======== Provided data ========

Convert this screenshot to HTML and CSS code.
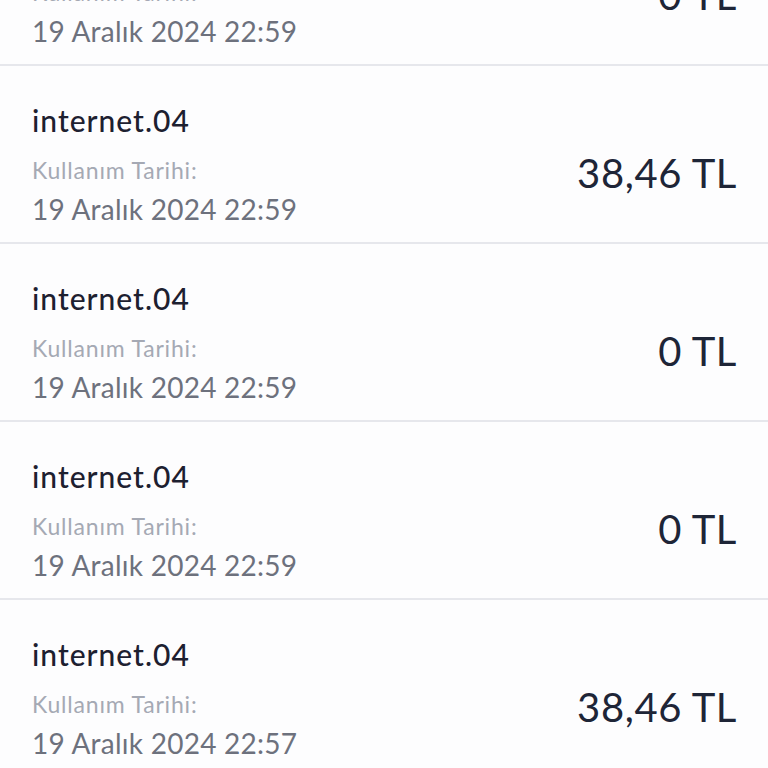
FILE: index.html
```html
<!DOCTYPE html>
<html lang="tr">
<head>
<meta charset="utf-8">
<link rel="stylesheet" href="styles.css">
</head>
<body>
<div class="list">
  <div class="row">
    <div class="info">
      <div class="title">internet.04</div>
      <div class="label">Kullanım Tarihi:</div>
      <div class="date">19 Aralık 2024 22:59</div>
    </div>
    <div class="amount">0 TL</div>
  </div>
  <div class="row">
    <div class="info">
      <div class="title">internet.04</div>
      <div class="label">Kullanım Tarihi:</div>
      <div class="date">19 Aralık 2024 22:59</div>
    </div>
    <div class="amount">38,46 TL</div>
  </div>
  <div class="row">
    <div class="info">
      <div class="title">internet.04</div>
      <div class="label">Kullanım Tarihi:</div>
      <div class="date">19 Aralık 2024 22:59</div>
    </div>
    <div class="amount">0 TL</div>
  </div>
  <div class="row">
    <div class="info">
      <div class="title">internet.04</div>
      <div class="label">Kullanım Tarihi:</div>
      <div class="date">19 Aralık 2024 22:59</div>
    </div>
    <div class="amount">0 TL</div>
  </div>
  <div class="row">
    <div class="info">
      <div class="title">internet.04</div>
      <div class="label">Kullanım Tarihi:</div>
      <div class="date">19 Aralık 2024 22:57</div>
    </div>
    <div class="amount">38,46 TL</div>
  </div>
</div>
</body>
</html>
```
FILE: styles.css
```css
html, body {
  margin: 0;
  padding: 0;
  background: #ffffff;
  overflow: hidden;
}
body {
  font-family: Lato, "Noto Sans", sans-serif;
}
.list {
  margin-top: -112px;
}
.row {
  display: flex;
  justify-content: space-between;
  padding: 36px 32px 17px 32px;
  border-bottom: 2px solid #e6e7ec;
  background: #fdfdfe;
}
.info {
  display: flex;
  flex-direction: column;
}
.title {
  font-size: 30px;
  line-height: 36px;
  font-weight: 500;
  letter-spacing: 1px;
  color: #1d2030;
}
.label {
  margin-top: 17px;
  font-size: 23px;
  line-height: 30px;
  letter-spacing: 0.8px;
  color: #a5a9b4;
}
.date {
  margin-top: 8px;
  font-size: 28px;
  line-height: 32px;
  letter-spacing: 0.25px;
  color: #6d717d;
}
.amount {
  align-self: center;
  padding-top: 18px;
  margin-right: -1px;
  font-size: 40px;
  line-height: 40px;
  letter-spacing: 0.6px;
  color: #1e2537;
}
```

========

Challenge:
Send back the data above word for word, with the pictures left out.

Correct result:
Convert this screenshot to HTML and CSS code.
FILE: index.html
```html
<!DOCTYPE html>
<html lang="tr">
<head>
<meta charset="utf-8">
<link rel="stylesheet" href="styles.css">
</head>
<body>
<div class="list">
  <div class="row">
    <div class="info">
      <div class="title">internet.04</div>
      <div class="label">Kullanım Tarihi:</div>
      <div class="date">19 Aralık 2024 22:59</div>
    </div>
    <div class="amount">0 TL</div>
  </div>
  <div class="row">
    <div class="info">
      <div class="title">internet.04</div>
      <div class="label">Kullanım Tarihi:</div>
      <div class="date">19 Aralık 2024 22:59</div>
    </div>
    <div class="amount">38,46 TL</div>
  </div>
  <div class="row">
    <div class="info">
      <div class="title">internet.04</div>
      <div class="label">Kullanım Tarihi:</div>
      <div class="date">19 Aralık 2024 22:59</div>
    </div>
    <div class="amount">0 TL</div>
  </div>
  <div class="row">
    <div class="info">
      <div class="title">internet.04</div>
      <div class="label">Kullanım Tarihi:</div>
      <div class="date">19 Aralık 2024 22:59</div>
    </div>
    <div class="amount">0 TL</div>
  </div>
  <div class="row">
    <div class="info">
      <div class="title">internet.04</div>
      <div class="label">Kullanım Tarihi:</div>
      <div class="date">19 Aralık 2024 22:57</div>
    </div>
    <div class="amount">38,46 TL</div>
  </div>
</div>
</body>
</html>
```
FILE: styles.css
```css
html, body {
  margin: 0;
  padding: 0;
  background: #ffffff;
  overflow: hidden;
}
body {
  font-family: Lato, "Noto Sans", sans-serif;
}
.list {
  margin-top: -112px;
}
.row {
  display: flex;
  justify-content: space-between;
  padding: 36px 32px 17px 32px;
  border-bottom: 2px solid #e6e7ec;
  background: #fdfdfe;
}
.info {
  display: flex;
  flex-direction: column;
}
.title {
  font-size: 30px;
  line-height: 36px;
  font-weight: 500;
  letter-spacing: 1px;
  color: #1d2030;
}
.label {
  margin-top: 17px;
  font-size: 23px;
  line-height: 30px;
  letter-spacing: 0.8px;
  color: #a5a9b4;
}
.date {
  margin-top: 8px;
  font-size: 28px;
  line-height: 32px;
  letter-spacing: 0.25px;
  color: #6d717d;
}
.amount {
  align-self: center;
  padding-top: 18px;
  margin-right: -1px;
  font-size: 40px;
  line-height: 40px;
  letter-spacing: 0.6px;
  color: #1e2537;
}
```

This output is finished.